▶ _Exercise goal_
Output every entry exactly as written, skipping any pictures.

— start Provided material —

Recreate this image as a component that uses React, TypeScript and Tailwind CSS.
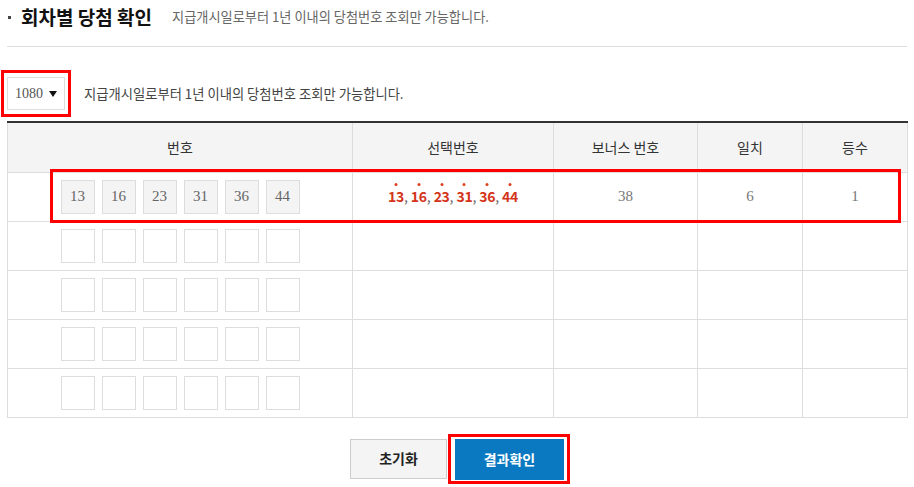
import React from "react";

const kr = { fontFamily: '"Noto Sans CJK KR", "Noto Sans", sans-serif' };
const num = { fontFamily: '"Liberation Serif", serif' };

const picked = ["13", "16", "23", "31", "36", "44"];
const cols = [
  { label: "번호", w: "w-[345px]" },
  { label: "선택번호", w: "w-[201px]" },
  { label: "보너스 번호", w: "w-[144px]" },
  { label: "일치", w: "w-[105px]" },
  { label: "등수", w: "w-[105px]" },
];

function NumberBoxes({ values }: { values?: string[] }) {
  return (
    <div className="flex justify-center gap-[7px]">
      {Array.from({ length: 6 }).map((_, i) => (
        <div
          key={i}
          className={`w-[34px] h-[34px] border border-[#dddddd] flex items-center justify-center text-[15px] text-[#666] ${
            values ? "bg-[#f4f4f4]" : "bg-white"
          }`}
          style={num}
        >
          {values ? values[i] : ""}
        </div>
      ))}
    </div>
  );
}

function Picked() {
  return (
    <div className="flex justify-center items-center text-[14px]" style={kr}>
      {picked.map((n, i) => (
        <span key={n} className="flex items-center">
          <span className="relative font-bold text-[#d4341a] tracking-[-0.3px]">
            <span className="absolute left-1/2 -translate-x-1/2 -top-[3px] w-[3px] h-[3px] rounded-full bg-[#e0401e]" />
            {n}
          </span>
          {i < picked.length - 1 && <span className="text-[#666] mr-[3px]">,</span>}
        </span>
      ))}
    </div>
  );
}

export default function App() {
  return (
    <div className="w-[914px] h-[487px] bg-white overflow-hidden" style={kr}>
      <div className="ml-[7px] w-[900px]">
        {/* title */}
        <div className="h-[47px] border-b border-[#dddddd] flex items-start pt-[4px]">
          <div className="flex items-center h-[26px]">
            <span className="w-[3px] h-[3px] bg-[#444] ml-[1px] mr-[10px]" />
            <h2 className="text-[19px] font-bold text-[#111] leading-[26px]">회차별 당첨 확인</h2>
            <span className="ml-[20px] text-[13.2px] text-[#666] leading-[26px]">
              지급개시일로부터 1년 이내의 당첨번호 조회만 가능합니다.
            </span>
          </div>
        </div>

        {/* draw select */}
        <div className="mt-[30px] flex items-center">
          <div className="relative">
            <div className="w-[58px] h-[33px] border border-[#dddddd] flex items-center pl-[7px] gap-[6px] text-[14px] text-[#555]">
              <span style={num}>1080</span>
              <svg width="8" height="6" viewBox="0 0 8 6">
                <path d="M0 0h8L4 6z" fill="#111" />
              </svg>
            </div>
            <div className="absolute -left-[6px] -right-[6px] -top-[7px] -bottom-[7px] border-[3px] border-[#ff0000]" />
          </div>
          <span className="ml-[19px] text-[13.3px] text-[#444]">
            지급개시일로부터 1년 이내의 당첨번호 조회만 가능합니다.
          </span>
        </div>

        {/* table */}
        <div className="relative mt-[11px]">
          <table className="w-[900px] border-collapse table-fixed border-t-2 border-[#333]">
            <thead>
              <tr className="h-[50px] bg-[#f4f4f4]">
                {cols.map((c) => (
                  <th
                    key={c.label}
                    className={`${c.w} border border-[#dddddd] border-t-0 text-[14px] font-normal text-[#333]`}
                  >
                    {c.label}
                  </th>
                ))}
              </tr>
            </thead>
            <tbody>
              <tr className="h-[49px]">
                <td className="border border-[#dddddd]">
                  <NumberBoxes values={picked} />
                </td>
                <td className="border border-[#dddddd]">
                  <Picked />
                </td>
                <td className="border border-[#dddddd] text-center text-[15px] text-[#777]" style={num}>
                  38
                </td>
                <td className="border border-[#dddddd] text-center text-[15px] text-[#777]" style={num}>
                  6
                </td>
                <td className="border border-[#dddddd] text-center text-[15px] text-[#777]" style={num}>
                  1
                </td>
              </tr>
              {[0, 1, 2, 3].map((r) => (
                <tr key={r} className="h-[49px]">
                  <td className="border border-[#dddddd]">
                    <NumberBoxes />
                  </td>
                  <td className="border border-[#dddddd]" />
                  <td className="border border-[#dddddd]" />
                  <td className="border border-[#dddddd]" />
                  <td className="border border-[#dddddd]" />
                </tr>
              ))}
            </tbody>
          </table>
          <div className="absolute left-[43px] top-[48px] w-[851px] h-[54px] border-[3px] border-[#ff0000]" />
        </div>

        {/* buttons */}
        <div className="mt-[21px] flex justify-center gap-[8px]">
          <button className="w-[97px] h-[40px] bg-[#f4f4f4] border border-[#cccccc] text-[14px] font-bold text-[#222]">
            초기화
          </button>
          <div className="relative">
            <button className="w-[109px] h-[41px] bg-[#0a79c1] text-[14px] font-bold text-white">
              결과확인
            </button>
            <div className="absolute -left-[7px] -right-[6px] -top-[5px] -bottom-[4px] border-[3px] border-[#ff0000]" />
          </div>
        </div>
      </div>
    </div>
  );
}
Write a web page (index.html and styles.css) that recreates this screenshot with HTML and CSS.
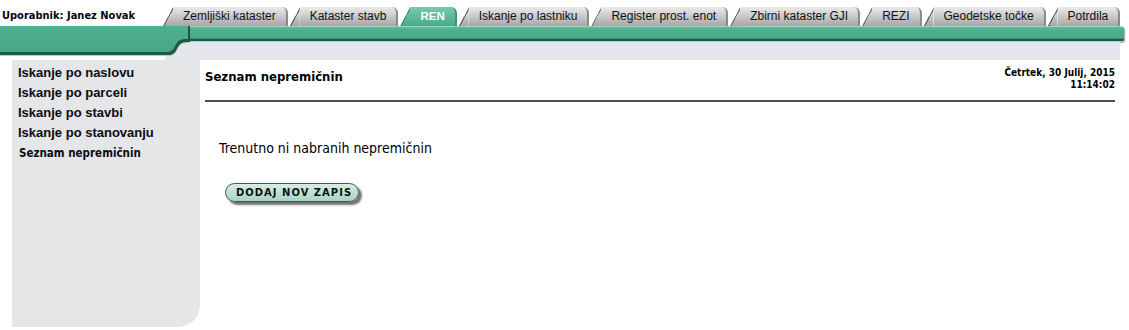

— end Provided material —

▶ _Result of the task_
Recreate this image as a component that uses React, TypeScript and Tailwind CSS.
import React from "react";

const kr = { fontFamily: '"Noto Sans CJK KR", "Noto Sans", sans-serif' };
const num = { fontFamily: '"Liberation Serif", serif' };

const picked = ["13", "16", "23", "31", "36", "44"];
const cols = [
  { label: "번호", w: "w-[345px]" },
  { label: "선택번호", w: "w-[201px]" },
  { label: "보너스 번호", w: "w-[144px]" },
  { label: "일치", w: "w-[105px]" },
  { label: "등수", w: "w-[105px]" },
];

function NumberBoxes({ values }: { values?: string[] }) {
  return (
    <div className="flex justify-center gap-[7px]">
      {Array.from({ length: 6 }).map((_, i) => (
        <div
          key={i}
          className={`w-[34px] h-[34px] border border-[#dddddd] flex items-center justify-center text-[15px] text-[#666] ${
            values ? "bg-[#f4f4f4]" : "bg-white"
          }`}
          style={num}
        >
          {values ? values[i] : ""}
        </div>
      ))}
    </div>
  );
}

function Picked() {
  return (
    <div className="flex justify-center items-center text-[14px]" style={kr}>
      {picked.map((n, i) => (
        <span key={n} className="flex items-center">
          <span className="relative font-bold text-[#d4341a] tracking-[-0.3px]">
            <span className="absolute left-1/2 -translate-x-1/2 -top-[3px] w-[3px] h-[3px] rounded-full bg-[#e0401e]" />
            {n}
          </span>
          {i < picked.length - 1 && <span className="text-[#666] mr-[3px]">,</span>}
        </span>
      ))}
    </div>
  );
}

export default function App() {
  return (
    <div className="w-[914px] h-[487px] bg-white overflow-hidden" style={kr}>
      <div className="ml-[7px] w-[900px]">
        {/* title */}
        <div className="h-[47px] border-b border-[#dddddd] flex items-start pt-[4px]">
          <div className="flex items-center h-[26px]">
            <span className="w-[3px] h-[3px] bg-[#444] ml-[1px] mr-[10px]" />
            <h2 className="text-[19px] font-bold text-[#111] leading-[26px]">회차별 당첨 확인</h2>
            <span className="ml-[20px] text-[13.2px] text-[#666] leading-[26px]">
              지급개시일로부터 1년 이내의 당첨번호 조회만 가능합니다.
            </span>
          </div>
        </div>

        {/* draw select */}
        <div className="mt-[30px] flex items-center">
          <div className="relative">
            <div className="w-[58px] h-[33px] border border-[#dddddd] flex items-center pl-[7px] gap-[6px] text-[14px] text-[#555]">
              <span style={num}>1080</span>
              <svg width="8" height="6" viewBox="0 0 8 6">
                <path d="M0 0h8L4 6z" fill="#111" />
              </svg>
            </div>
            <div className="absolute -left-[6px] -right-[6px] -top-[7px] -bottom-[7px] border-[3px] border-[#ff0000]" />
          </div>
          <span className="ml-[19px] text-[13.3px] text-[#444]">
            지급개시일로부터 1년 이내의 당첨번호 조회만 가능합니다.
          </span>
        </div>

        {/* table */}
        <div className="relative mt-[11px]">
          <table className="w-[900px] border-collapse table-fixed border-t-2 border-[#333]">
            <thead>
              <tr className="h-[50px] bg-[#f4f4f4]">
                {cols.map((c) => (
                  <th
                    key={c.label}
                    className={`${c.w} border border-[#dddddd] border-t-0 text-[14px] font-normal text-[#333]`}
                  >
                    {c.label}
                  </th>
                ))}
              </tr>
            </thead>
            <tbody>
              <tr className="h-[49px]">
                <td className="border border-[#dddddd]">
                  <NumberBoxes values={picked} />
                </td>
                <td className="border border-[#dddddd]">
                  <Picked />
                </td>
                <td className="border border-[#dddddd] text-center text-[15px] text-[#777]" style={num}>
                  38
                </td>
                <td className="border border-[#dddddd] text-center text-[15px] text-[#777]" style={num}>
                  6
                </td>
                <td className="border border-[#dddddd] text-center text-[15px] text-[#777]" style={num}>
                  1
                </td>
              </tr>
              {[0, 1, 2, 3].map((r) => (
                <tr key={r} className="h-[49px]">
                  <td className="border border-[#dddddd]">
                    <NumberBoxes />
                  </td>
                  <td className="border border-[#dddddd]" />
                  <td className="border border-[#dddddd]" />
                  <td className="border border-[#dddddd]" />
                  <td className="border border-[#dddddd]" />
                </tr>
              ))}
            </tbody>
          </table>
          <div className="absolute left-[43px] top-[48px] w-[851px] h-[54px] border-[3px] border-[#ff0000]" />
        </div>

        {/* buttons */}
        <div className="mt-[21px] flex justify-center gap-[8px]">
          <button className="w-[97px] h-[40px] bg-[#f4f4f4] border border-[#cccccc] text-[14px] font-bold text-[#222]">
            초기화
          </button>
          <div className="relative">
            <button className="w-[109px] h-[41px] bg-[#0a79c1] text-[14px] font-bold text-white">
              결과확인
            </button>
            <div className="absolute -left-[7px] -right-[6px] -top-[5px] -bottom-[4px] border-[3px] border-[#ff0000]" />
          </div>
        </div>
      </div>
    </div>
  );
}
Write a web page (index.html and styles.css) that recreates this screenshot with HTML and CSS.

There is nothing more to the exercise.